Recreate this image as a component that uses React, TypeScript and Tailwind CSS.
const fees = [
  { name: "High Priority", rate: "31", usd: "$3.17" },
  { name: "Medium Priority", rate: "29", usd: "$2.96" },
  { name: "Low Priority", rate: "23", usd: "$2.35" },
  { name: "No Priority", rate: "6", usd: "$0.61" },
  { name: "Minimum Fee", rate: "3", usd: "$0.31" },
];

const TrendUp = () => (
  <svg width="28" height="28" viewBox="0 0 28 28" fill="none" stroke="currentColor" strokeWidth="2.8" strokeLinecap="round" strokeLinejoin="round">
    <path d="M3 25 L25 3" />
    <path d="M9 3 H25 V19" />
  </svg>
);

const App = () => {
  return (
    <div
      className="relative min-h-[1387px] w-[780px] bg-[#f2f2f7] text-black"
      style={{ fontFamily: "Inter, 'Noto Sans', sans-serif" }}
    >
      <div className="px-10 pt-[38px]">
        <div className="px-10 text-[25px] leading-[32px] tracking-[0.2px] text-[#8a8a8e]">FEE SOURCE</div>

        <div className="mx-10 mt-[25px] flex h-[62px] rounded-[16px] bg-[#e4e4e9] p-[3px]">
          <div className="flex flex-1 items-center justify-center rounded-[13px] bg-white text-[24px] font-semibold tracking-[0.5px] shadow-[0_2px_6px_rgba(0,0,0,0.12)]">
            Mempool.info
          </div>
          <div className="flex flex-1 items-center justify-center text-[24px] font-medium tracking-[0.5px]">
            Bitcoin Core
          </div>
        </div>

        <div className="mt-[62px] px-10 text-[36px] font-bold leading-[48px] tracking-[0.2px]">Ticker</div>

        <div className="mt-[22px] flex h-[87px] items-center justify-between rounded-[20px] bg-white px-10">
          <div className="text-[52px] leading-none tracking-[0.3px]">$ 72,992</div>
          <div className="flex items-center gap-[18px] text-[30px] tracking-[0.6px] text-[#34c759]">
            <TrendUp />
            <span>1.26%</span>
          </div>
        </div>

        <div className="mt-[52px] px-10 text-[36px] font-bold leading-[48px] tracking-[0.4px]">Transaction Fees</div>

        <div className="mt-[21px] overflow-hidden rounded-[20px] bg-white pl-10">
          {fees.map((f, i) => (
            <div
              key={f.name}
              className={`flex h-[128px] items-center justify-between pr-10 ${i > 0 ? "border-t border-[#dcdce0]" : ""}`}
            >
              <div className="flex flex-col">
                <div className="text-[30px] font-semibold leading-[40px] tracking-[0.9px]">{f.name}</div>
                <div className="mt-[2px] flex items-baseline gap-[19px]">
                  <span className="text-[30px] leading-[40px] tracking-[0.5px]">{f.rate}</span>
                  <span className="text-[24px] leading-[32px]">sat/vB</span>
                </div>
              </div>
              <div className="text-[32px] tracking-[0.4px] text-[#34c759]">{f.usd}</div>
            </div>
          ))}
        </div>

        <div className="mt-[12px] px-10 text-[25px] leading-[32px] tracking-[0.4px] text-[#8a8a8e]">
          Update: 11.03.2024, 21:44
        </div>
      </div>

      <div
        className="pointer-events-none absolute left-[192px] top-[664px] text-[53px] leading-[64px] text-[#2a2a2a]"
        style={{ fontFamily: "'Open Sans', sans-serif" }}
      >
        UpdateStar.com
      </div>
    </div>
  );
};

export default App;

**REQUIRED WORK**: Extract the complete data, matching each line exactly.

**SOLUTION TO THIS TASK**:
Recreate this image as a component that uses React, TypeScript and Tailwind CSS.
const fees = [
  { name: "High Priority", rate: "31", usd: "$3.17" },
  { name: "Medium Priority", rate: "29", usd: "$2.96" },
  { name: "Low Priority", rate: "23", usd: "$2.35" },
  { name: "No Priority", rate: "6", usd: "$0.61" },
  { name: "Minimum Fee", rate: "3", usd: "$0.31" },
];

const TrendUp = () => (
  <svg width="28" height="28" viewBox="0 0 28 28" fill="none" stroke="currentColor" strokeWidth="2.8" strokeLinecap="round" strokeLinejoin="round">
    <path d="M3 25 L25 3" />
    <path d="M9 3 H25 V19" />
  </svg>
);

const App = () => {
  return (
    <div
      className="relative min-h-[1387px] w-[780px] bg-[#f2f2f7] text-black"
      style={{ fontFamily: "Inter, 'Noto Sans', sans-serif" }}
    >
      <div className="px-10 pt-[38px]">
        <div className="px-10 text-[25px] leading-[32px] tracking-[0.2px] text-[#8a8a8e]">FEE SOURCE</div>

        <div className="mx-10 mt-[25px] flex h-[62px] rounded-[16px] bg-[#e4e4e9] p-[3px]">
          <div className="flex flex-1 items-center justify-center rounded-[13px] bg-white text-[24px] font-semibold tracking-[0.5px] shadow-[0_2px_6px_rgba(0,0,0,0.12)]">
            Mempool.info
          </div>
          <div className="flex flex-1 items-center justify-center text-[24px] font-medium tracking-[0.5px]">
            Bitcoin Core
          </div>
        </div>

        <div className="mt-[62px] px-10 text-[36px] font-bold leading-[48px] tracking-[0.2px]">Ticker</div>

        <div className="mt-[22px] flex h-[87px] items-center justify-between rounded-[20px] bg-white px-10">
          <div className="text-[52px] leading-none tracking-[0.3px]">$ 72,992</div>
          <div className="flex items-center gap-[18px] text-[30px] tracking-[0.6px] text-[#34c759]">
            <TrendUp />
            <span>1.26%</span>
          </div>
        </div>

        <div className="mt-[52px] px-10 text-[36px] font-bold leading-[48px] tracking-[0.4px]">Transaction Fees</div>

        <div className="mt-[21px] overflow-hidden rounded-[20px] bg-white pl-10">
          {fees.map((f, i) => (
            <div
              key={f.name}
              className={`flex h-[128px] items-center justify-between pr-10 ${i > 0 ? "border-t border-[#dcdce0]" : ""}`}
            >
              <div className="flex flex-col">
                <div className="text-[30px] font-semibold leading-[40px] tracking-[0.9px]">{f.name}</div>
                <div className="mt-[2px] flex items-baseline gap-[19px]">
                  <span className="text-[30px] leading-[40px] tracking-[0.5px]">{f.rate}</span>
                  <span className="text-[24px] leading-[32px]">sat/vB</span>
                </div>
              </div>
              <div className="text-[32px] tracking-[0.4px] text-[#34c759]">{f.usd}</div>
            </div>
          ))}
        </div>

        <div className="mt-[12px] px-10 text-[25px] leading-[32px] tracking-[0.4px] text-[#8a8a8e]">
          Update: 11.03.2024, 21:44
        </div>
      </div>

      <div
        className="pointer-events-none absolute left-[192px] top-[664px] text-[53px] leading-[64px] text-[#2a2a2a]"
        style={{ fontFamily: "'Open Sans', sans-serif" }}
      >
        UpdateStar.com
      </div>
    </div>
  );
};

export default App;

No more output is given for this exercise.